Parallel Static Masking
Currently the anon.anonymize_database() function runs over all tables sequentially.
We could introduce a bit of parallelism in the process and run static masking over multiple tables at once.
Basic Use Case
A database contains 10 tables with different sizes :
| table | size of each table |
|---|---|
| t_a | 500MB |
| t_b and t_c | 200MB |
| t_d, t_e, t_f | 90MB |
| t_g, t_h, t_i, t_j | 2MB |
With the current implementation, anon.anonymize_database() will statically mask the tables one by one. The process will be run in a single session using only one CPU.
A better approach would be to split the workload in batches. Adding a optionnal parameter named jobs to anon.anonymize_database(). Calling anon.anonymize_database(jobs=4) would create 4 groups of tables, then open a separate session for each group, and run static masking separately.

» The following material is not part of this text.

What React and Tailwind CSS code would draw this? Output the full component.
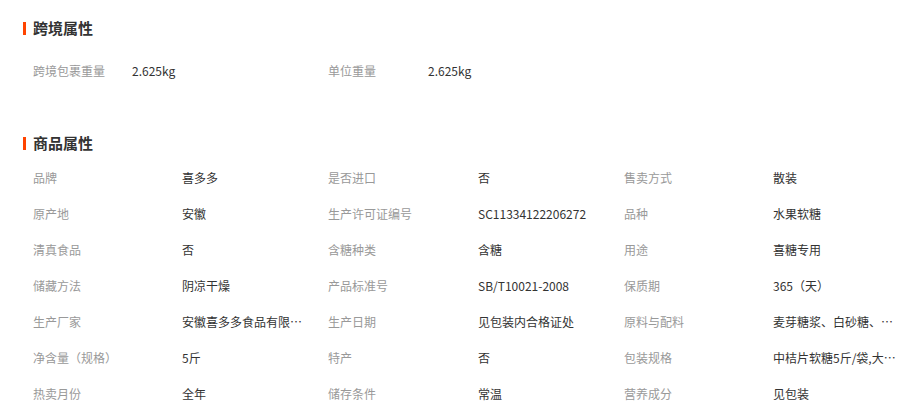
import React from "react";

const font = { fontFamily: '"Noto Sans CJK SC", "Noto Sans", sans-serif' };

const goods = [
  [["品牌", "喜多多"], ["是否进口", "否"], ["售卖方式", "散装"]],
  [["原产地", "安徽"], ["生产许可证编号", "SC11334122206272"], ["品种", "水果软糖"]],
  [["清真食品", "否"], ["含糖种类", "含糖"], ["用途", "喜糖专用"]],
  [["储藏方法", "阴凉干燥"], ["产品标准号", "SB/T10021-2008"], ["保质期", "365（天）"]],
  [["生产厂家", "安徽喜多多食品有限公司"], ["生产日期", "见包装内合格证处"], ["原料与配料", "麦芽糖浆、白砂糖、明胶、柠檬酸"]],
  [["净含量（规格）", "5斤"], ["特产", "否"], ["包装规格", "中桔片软糖5斤/袋,大约300颗"]],
  [["热卖月份", "全年"], ["储存条件", "常温"], ["营养成分", "见包装"]],
];

function Title({ children, className }) {
  return (
    <div className={"flex items-center h-[20px] " + className}>
      <div className="w-[3px] h-[13px] bg-[#ff4400] mr-[7px]" />
      <div className="text-[15px] leading-[20px] font-bold text-[#333333]">{children}</div>
    </div>
  );
}

const colW = ["w-[295px]", "w-[296px]", "w-[294px]"];
const labW = ["w-[149px]", "w-[150px]", "w-[149px]"];

export default function App() {
  return (
    <div className="w-[918px] h-[414px] bg-white overflow-hidden pl-[23px]" style={font}>
      <Title className="mt-[18px]">跨境属性</Title>
      <div className="flex items-center h-[36px] mt-[15px] pl-[10px] text-[12px]">
        <div className="flex w-[295px]">
          <div className="w-[99px] text-[#999999]">跨境包裹重量</div>
          <div className="text-[#333333]">2.625kg</div>
        </div>
        <div className="flex">
          <div className="w-[100px] text-[#999999]">单位重量</div>
          <div className="text-[#333333]">2.625kg</div>
        </div>
      </div>
      <Title className="mt-[44px]">商品属性</Title>
      <div className="mt-[7px] pl-[10px] text-[12px]">
        {goods.map((row, i) => (
          <div key={i} className="flex items-center h-[36px]">
            {row.map(([k, v], j) => (
              <div key={j} className={"flex items-center " + colW[j]}>
                <div className={"text-[#999999] shrink-0 " + labW[j]}>{k}</div>
                <div className="text-[#333333] w-[124px] truncate">{v}</div>
              </div>
            ))}
          </div>
        ))}
      </div>
    </div>
  );
}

The groups could be composed so that the total volume is spread accross all groups
| Group | tables | size of the group |
|---|---|---|
| group 1 | t_a | 500MB |
| group 2 | t_d, t_e, t_f | 270 MB |
| group 3 | t_b, t_g, t_h, t_i, t_j | 208MB |
| group 4 | t_c | 200 MB |
The execution time of anon.anonymize_database(jobs=4) would be the execution time of the slowest job (here probably the first one).